The $500,000 federal beautification grant from the $787 billion nationwide stimulus package the town received four years ago to spruce up Longboat Key’s main road is gone.

Longboat Key business owners reported they got an instant jolt from the new sea-salt resistant trees, sidewalks and “Welcome to Longboat Key” signs the grant provided.

But, then the road began to show signs of decay. The island’s plants began to brown, and paint chipped off the welcome signs.

At first, officials blamed the browning plants on whitefly infestation.

But, at a press conference last week, Obama’s landscaping czar confirmed what many Longboaters have suspected:

There has never been a documented case of whitefly on the Key.

“Sea turtles are actually a natural predator of whiteflies. There’s no way they could survive Longboat life,” he said.

Citing lack of federal funds, the landscaping czar said the federal government hasn’t been watering or trimming the plants along Gulf of Mexico Drive for the past six months.

And it’s about to get uglier.

Due to a lack of federal funds to pay for two full-time staffers to maintain each “Welcome to Longboat Key” sign, the feds will soon remove both signs.

The funding to re-stripe the line between the bicycle lane and the main road has also disappeared, meaning Gulf of Mexico Drive could become a free-for-all for motorists, bicyclists, joggers, tricyclists and rollerbladers.

Without federal funds, the town will no longer be able to fund enforcement of its longstanding policy of shielding Gulf of Mexico Drive with a vegetation buffer. That prospect worries Longboaters, who fear they’ll be able to see local businesses and condominiums from the road.

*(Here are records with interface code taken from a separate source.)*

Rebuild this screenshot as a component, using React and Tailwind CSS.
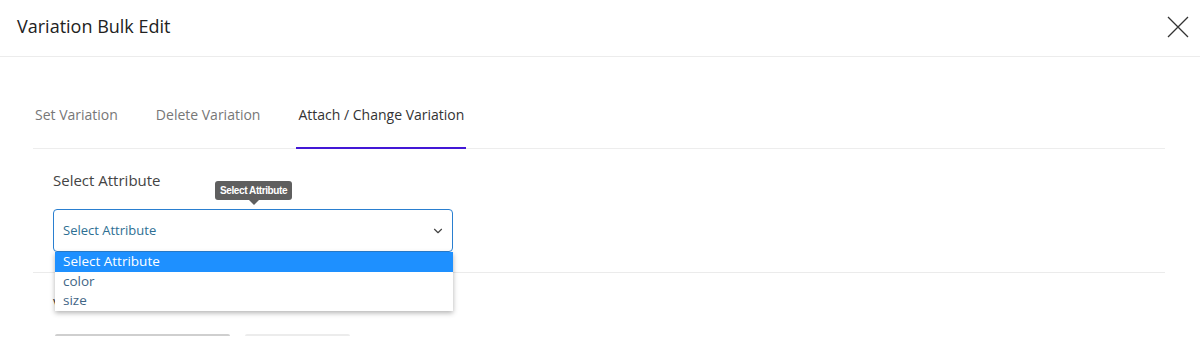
import React from "react";
import { ChevronDown } from "lucide-react";

const tabs = ["Set Variation", "Delete Variation", "Attach / Change Variation"];
const options = ["Select Attribute", "color", "size"];

export default function App() {
    const active = 2;

    return (
        <div className="w-[1200px] h-[359px] overflow-hidden bg-white font-['Open_Sans',sans-serif]">
            {/* Header */}
            <div className="flex items-center justify-between h-[57px] pl-[17px] pr-[10px] border-b border-[#ececec]">
                <h1 className="text-[18px] text-[#222] -mt-[4px]">Variation Bulk Edit</h1>
                <button className="w-[24px] h-[24px] -mt-[2px]">
                    <svg width="24" height="24" viewBox="0 0 24 24" stroke="#333" strokeWidth="1.3" fill="none">
                        <path d="M2 2 L22 22 M22 2 L2 22" />
                    </svg>
                </button>
            </div>

            <div className="pl-[33px] pr-[35px]">
                {/* Tabs */}
                <div className="flex border-b border-[#ededed] pt-[46px]">
                    {tabs.map((tab, i) => (
                        <div
                            key={tab}
                            className={`px-[2px] mr-[34px] pb-[20px] text-[14px] leading-[24px] border-b-2 -mb-px ${
                                i === active ? "border-[#4318d6] text-[#333]" : "border-transparent text-[#777]"
                            }`}
                        >
                            {tab}
                        </div>
                    ))}
                </div>

                {/* Attribute select */}
                <div className="relative pl-[20px] pt-[21px] pb-[20px] border-b border-[#ebebeb]">
                    <label className="block text-[15px] leading-[20px] text-[#444]">Select Attribute</label>

                    <div className="absolute left-[182px] top-[32px] bg-[#5f5f5f] rounded-[3px] px-[5px] h-[19px] flex items-center text-white text-[10px] font-bold tracking-[-0.4px] font-['Liberation_Sans',sans-serif]">
                        Select Attribute
                        <span className="absolute left-1/2 -translate-x-1/2 top-full w-0 h-0 border-x-[5px] border-x-transparent border-t-[5px] border-t-[#5f5f5f]" />
                    </div>

                    <div className="mt-[19px] w-[400px] h-[43px] border border-[#2a7fd0] rounded-[4px] flex items-center justify-between pl-[9px] pr-[7px] text-[13px] text-[#2e6f93]">
                        <span>Select Attribute</span>
                        <ChevronDown size={14} strokeWidth={2} className="text-[#444]" />
                    </div>

                    <div className="absolute left-[22px] top-[103px] w-[398px] bg-white shadow-[0_2px_5px_rgba(0,0,0,0.3)] text-[13.5px] leading-[19.5px] text-[#3f6585] z-10">
                        {options.map((opt, i) => (
                            <div key={opt} className={`pl-[8px] ${i === 0 ? "bg-[#1e90ff] text-white" : ""}`}>
                                {opt}
                            </div>
                        ))}
                    </div>
                </div>

                {/* Values (mostly hidden behind dropdown) */}
                <div className="pl-[20px] pt-[20px]">
                    <label className="block text-[15px] leading-[20px] text-[#444]">Values</label>
                    <div className="flex gap-[15px] mt-[21px] ml-[2px]">
                        <div className="w-[175px] h-[30px] border-t-2 border-[#cfcfcf] rounded-[2px]" />
                        <div className="w-[105px] h-[30px] border-t-2 border-[#ececec] rounded-[2px]" />
                    </div>
                </div>
            </div>
        </div>
    );
}
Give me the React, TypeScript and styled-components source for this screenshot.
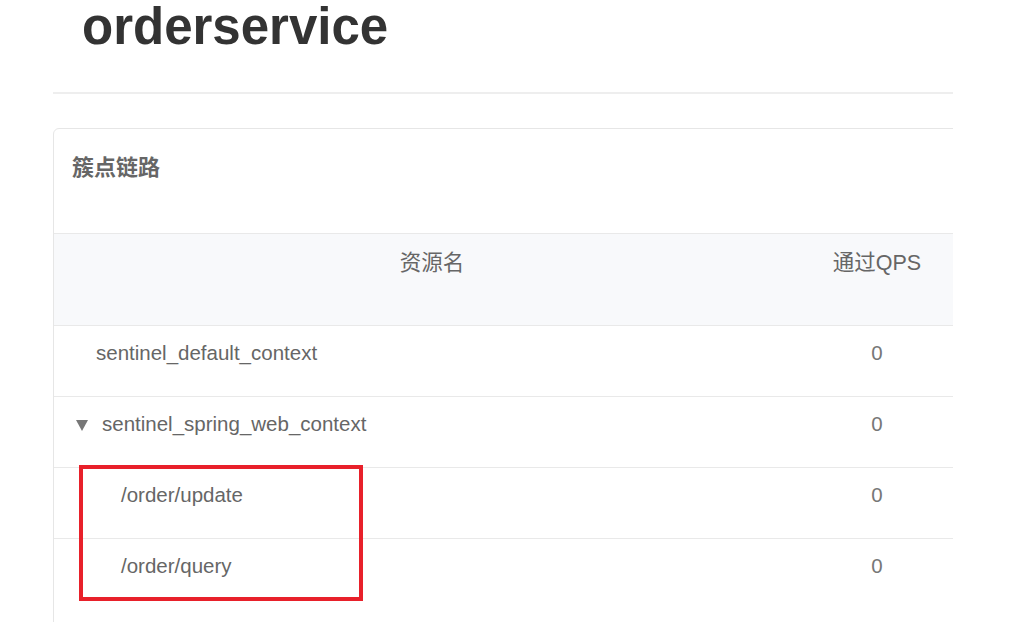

Meanwhile, local business owners are concerned about the potentially devastating impact the cuts could have on the local economy.

One business owner said her customers could get lost without the “Welcome to Longboat Key” signs.

“We’re starting to look like Bradenton out here,” she said.

Reached for comment by the Longboat Observer, an Obama spokesman urged Longboat Key residents to focus on other important issues: the national deficit, the Colony Beach & Tennis Resort, making health care affordable and a planning consultant’s upcoming review of town codes.


Call to service
Cuts aren’t limited to Gulf of Mexico Drive.

The town also lost the federal funds that helped to pay for its turtle permit. That means that each Gulfside condominium will be required to appoint residents to patrol its stretch of the beach for turtle nests each morning before sunrise from May through October.

The town has never had the funds to rake its beach for seaweed. But, to prevent further deterioration, each Key resident will be assigned a 10-foot stretch of Gulf sand and given a town-issued rake to ensure the beach doesn’t lose its beauty.